A.2)  Same thing, but use a scratch register to not clobber %[lps],
      if you want to use ff_h264_lps_range multiple times.  Of course this
      needs two extra registers.

    long scratch;
    asm("lea (%[lps],%q[range],2), %[scratch]	\n\t"
        "movzbl (%[scratch],%[ret],1), %[range]	"
	: [range]"+r"(range), [scratch]"=&r"(scratch)
	: [ret]"r"(ret), [lps]"r"(&ff_h264_lps_range));

A.3)  Pretty much the same, but put the address in a register yourself.

    long scratch;
    asm("lea %a[lps], %[scratch]			\n\t"
        "add %q[ret], %[scratch]			\n\t"
	"movzbl (%[scratch],%[range],2), %[range]	"
	: [range]"+r"(range), [scratch]"=&r"(scratch)
	: [ret]"Zmr"(ret), [lps]"p"(&ff_h264_range));

    Note that I made this code a little different, since ret is now a
    source for an add instruction, it can be an "m" or "Z" (Z = 32-bit
    constant) and might not need to be in a register.

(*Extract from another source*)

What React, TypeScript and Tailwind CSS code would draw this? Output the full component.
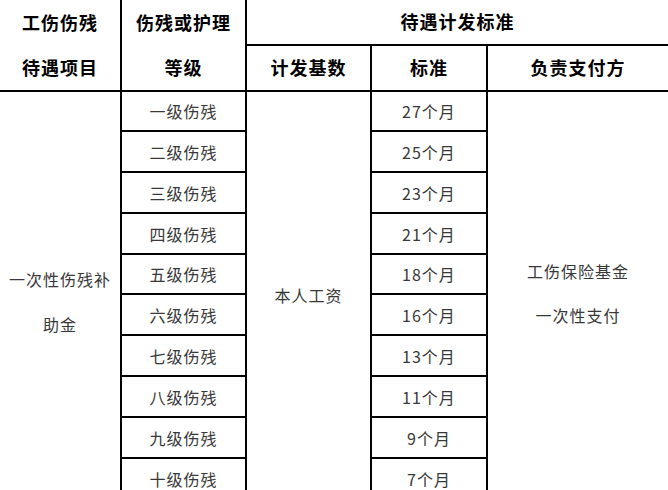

B) Have gcc calculate the address for you (if it doesn't change)

   asm("movzbl %[lps], %[range]"
       : [range]"=r,m"(range)
       : [lps]"rm,r"(*((char*)ff_h264_lps_range + range*2 + ret)));

   Note that in non-PIC mode, gcc will generate the optimal code:
   movzbl ff_h264_lps_range(%edx,%eax,2), %eax

   And in PIC mode, you might get something like:
   movzbl (%rdx,%rax), %eax
   or even:
   movzbl %al, 8(%ebp)

   Where gcc has done something like "ff_h264_lps_range(%rip), %rdx" to
   create a valid address for the source of the movzbl.

None of the A options generate optimal code for the non-PIC case.  They all
need an extra register too.

Option B should generate the "optimal" code for both PIC and non-PIC, but
you can't change range or ret inside the asm block.